— START OF Entries supplied —

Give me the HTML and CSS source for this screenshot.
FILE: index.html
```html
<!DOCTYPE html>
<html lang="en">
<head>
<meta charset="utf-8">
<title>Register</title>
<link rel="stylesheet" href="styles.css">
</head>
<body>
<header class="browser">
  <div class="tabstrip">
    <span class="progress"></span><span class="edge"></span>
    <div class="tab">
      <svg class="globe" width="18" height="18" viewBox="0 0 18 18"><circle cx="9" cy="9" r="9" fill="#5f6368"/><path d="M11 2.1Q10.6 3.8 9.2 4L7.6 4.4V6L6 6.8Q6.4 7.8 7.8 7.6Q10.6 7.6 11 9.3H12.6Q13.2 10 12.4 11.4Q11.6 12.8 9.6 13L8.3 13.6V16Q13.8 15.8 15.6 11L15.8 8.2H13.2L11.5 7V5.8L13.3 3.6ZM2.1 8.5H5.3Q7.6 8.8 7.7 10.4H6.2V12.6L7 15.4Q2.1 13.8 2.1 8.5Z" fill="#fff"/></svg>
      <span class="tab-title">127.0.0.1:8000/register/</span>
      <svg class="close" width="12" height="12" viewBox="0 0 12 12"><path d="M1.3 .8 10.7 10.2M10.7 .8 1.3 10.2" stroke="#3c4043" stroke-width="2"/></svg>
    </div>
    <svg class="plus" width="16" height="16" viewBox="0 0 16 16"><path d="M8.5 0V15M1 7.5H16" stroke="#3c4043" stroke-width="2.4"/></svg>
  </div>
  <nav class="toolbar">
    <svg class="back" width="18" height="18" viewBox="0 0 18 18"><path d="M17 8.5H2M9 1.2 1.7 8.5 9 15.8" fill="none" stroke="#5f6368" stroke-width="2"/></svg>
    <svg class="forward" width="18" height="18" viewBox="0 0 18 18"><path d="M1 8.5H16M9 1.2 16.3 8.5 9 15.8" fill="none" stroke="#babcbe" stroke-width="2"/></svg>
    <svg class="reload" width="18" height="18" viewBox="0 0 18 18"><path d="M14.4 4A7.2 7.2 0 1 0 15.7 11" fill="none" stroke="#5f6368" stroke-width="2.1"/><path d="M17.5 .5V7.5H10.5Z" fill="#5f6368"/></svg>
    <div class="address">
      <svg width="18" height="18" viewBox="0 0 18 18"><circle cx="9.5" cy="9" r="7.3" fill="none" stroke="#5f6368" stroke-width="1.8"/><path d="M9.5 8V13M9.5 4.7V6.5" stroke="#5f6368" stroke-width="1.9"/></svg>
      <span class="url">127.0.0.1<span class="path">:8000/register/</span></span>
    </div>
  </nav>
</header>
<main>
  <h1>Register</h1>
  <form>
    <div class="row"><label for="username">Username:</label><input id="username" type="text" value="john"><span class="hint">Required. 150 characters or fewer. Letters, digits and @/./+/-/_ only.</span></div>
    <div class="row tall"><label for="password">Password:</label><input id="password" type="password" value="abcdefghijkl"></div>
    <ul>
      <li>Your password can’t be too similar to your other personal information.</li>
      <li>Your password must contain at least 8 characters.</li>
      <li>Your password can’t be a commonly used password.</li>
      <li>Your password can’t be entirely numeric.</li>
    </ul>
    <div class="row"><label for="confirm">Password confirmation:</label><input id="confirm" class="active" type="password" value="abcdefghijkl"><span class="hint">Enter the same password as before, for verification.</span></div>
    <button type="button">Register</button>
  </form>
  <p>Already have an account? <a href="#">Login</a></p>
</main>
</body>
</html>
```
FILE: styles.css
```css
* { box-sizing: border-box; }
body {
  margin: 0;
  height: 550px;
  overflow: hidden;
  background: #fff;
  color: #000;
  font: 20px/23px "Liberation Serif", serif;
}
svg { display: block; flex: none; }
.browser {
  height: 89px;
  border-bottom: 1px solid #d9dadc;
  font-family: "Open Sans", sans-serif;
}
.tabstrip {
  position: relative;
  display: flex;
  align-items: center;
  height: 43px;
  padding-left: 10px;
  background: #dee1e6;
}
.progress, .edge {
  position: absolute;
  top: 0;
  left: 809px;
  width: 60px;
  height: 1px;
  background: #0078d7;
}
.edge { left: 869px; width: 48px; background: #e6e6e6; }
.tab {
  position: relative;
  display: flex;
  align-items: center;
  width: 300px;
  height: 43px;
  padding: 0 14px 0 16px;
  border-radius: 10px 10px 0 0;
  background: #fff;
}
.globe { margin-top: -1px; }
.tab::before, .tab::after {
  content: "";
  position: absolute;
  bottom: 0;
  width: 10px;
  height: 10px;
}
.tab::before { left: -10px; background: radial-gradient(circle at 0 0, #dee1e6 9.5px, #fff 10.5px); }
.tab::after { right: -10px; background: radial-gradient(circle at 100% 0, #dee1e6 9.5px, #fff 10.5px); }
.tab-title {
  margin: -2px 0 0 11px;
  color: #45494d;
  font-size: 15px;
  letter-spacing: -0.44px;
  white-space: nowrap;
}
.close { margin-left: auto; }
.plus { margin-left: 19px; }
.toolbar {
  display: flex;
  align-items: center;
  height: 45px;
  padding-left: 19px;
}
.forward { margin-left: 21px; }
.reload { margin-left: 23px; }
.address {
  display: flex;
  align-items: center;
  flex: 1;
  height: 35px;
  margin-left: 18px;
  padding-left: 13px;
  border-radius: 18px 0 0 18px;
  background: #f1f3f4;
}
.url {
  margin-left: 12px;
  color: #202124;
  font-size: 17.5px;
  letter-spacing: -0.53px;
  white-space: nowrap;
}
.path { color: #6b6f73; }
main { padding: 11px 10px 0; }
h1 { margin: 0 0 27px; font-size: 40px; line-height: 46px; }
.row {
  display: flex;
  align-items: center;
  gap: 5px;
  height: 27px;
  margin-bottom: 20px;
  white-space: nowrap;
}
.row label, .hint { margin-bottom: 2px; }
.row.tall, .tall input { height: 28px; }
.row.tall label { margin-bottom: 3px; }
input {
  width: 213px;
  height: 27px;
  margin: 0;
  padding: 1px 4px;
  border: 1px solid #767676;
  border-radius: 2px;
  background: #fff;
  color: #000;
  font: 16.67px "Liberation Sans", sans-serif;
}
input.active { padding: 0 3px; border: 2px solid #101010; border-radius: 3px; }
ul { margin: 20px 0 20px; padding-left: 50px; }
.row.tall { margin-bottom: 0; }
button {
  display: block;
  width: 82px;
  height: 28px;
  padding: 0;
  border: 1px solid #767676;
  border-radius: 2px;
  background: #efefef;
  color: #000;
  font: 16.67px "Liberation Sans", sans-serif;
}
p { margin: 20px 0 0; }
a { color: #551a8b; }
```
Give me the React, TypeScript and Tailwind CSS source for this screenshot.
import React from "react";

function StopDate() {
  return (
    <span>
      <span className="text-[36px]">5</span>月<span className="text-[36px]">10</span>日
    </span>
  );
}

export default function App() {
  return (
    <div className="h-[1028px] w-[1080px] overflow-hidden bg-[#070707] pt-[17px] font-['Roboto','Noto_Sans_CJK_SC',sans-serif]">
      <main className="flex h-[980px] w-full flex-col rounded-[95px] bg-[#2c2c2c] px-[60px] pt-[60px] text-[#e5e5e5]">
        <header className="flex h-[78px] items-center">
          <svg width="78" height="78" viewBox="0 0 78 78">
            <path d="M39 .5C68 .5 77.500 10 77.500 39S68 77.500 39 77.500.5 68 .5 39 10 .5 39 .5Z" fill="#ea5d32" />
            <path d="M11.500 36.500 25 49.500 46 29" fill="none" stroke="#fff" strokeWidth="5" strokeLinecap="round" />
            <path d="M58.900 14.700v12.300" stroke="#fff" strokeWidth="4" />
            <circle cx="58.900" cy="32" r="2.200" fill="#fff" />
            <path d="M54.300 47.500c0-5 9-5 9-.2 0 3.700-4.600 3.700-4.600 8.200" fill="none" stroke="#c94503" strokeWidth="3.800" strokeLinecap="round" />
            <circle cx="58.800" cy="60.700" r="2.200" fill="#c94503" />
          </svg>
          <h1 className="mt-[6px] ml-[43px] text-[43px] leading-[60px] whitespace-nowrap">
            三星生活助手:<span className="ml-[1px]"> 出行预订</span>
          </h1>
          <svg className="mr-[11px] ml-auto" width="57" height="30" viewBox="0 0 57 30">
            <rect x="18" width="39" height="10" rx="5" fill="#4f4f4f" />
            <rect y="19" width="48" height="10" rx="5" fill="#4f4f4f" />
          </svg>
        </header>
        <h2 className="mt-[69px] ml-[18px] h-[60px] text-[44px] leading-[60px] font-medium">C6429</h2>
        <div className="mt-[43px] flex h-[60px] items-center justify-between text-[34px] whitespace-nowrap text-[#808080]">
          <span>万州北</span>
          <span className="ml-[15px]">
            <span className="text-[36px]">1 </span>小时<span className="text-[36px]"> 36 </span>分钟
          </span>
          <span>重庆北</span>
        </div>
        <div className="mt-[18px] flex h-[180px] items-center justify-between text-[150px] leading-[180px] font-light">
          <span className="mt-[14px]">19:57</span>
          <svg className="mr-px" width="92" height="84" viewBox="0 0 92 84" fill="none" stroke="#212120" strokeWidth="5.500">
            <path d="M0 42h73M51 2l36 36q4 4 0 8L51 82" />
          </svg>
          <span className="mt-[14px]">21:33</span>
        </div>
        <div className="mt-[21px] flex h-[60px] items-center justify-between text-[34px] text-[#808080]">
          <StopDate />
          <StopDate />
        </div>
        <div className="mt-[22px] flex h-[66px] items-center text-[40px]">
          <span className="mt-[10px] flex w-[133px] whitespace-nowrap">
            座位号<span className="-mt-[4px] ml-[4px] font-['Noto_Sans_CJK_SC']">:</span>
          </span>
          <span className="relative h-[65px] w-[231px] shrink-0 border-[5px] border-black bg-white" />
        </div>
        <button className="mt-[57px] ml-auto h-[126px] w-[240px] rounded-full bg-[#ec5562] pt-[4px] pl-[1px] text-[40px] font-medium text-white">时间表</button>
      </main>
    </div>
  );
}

— END OF Entries supplied —

◆ **Problem details**
Which lines above contain "screenshot"? Show each of them.

◆ **The completed task**
Give me the HTML and CSS source for this screenshot.
Give me the React, TypeScript and Tailwind CSS source for this screenshot.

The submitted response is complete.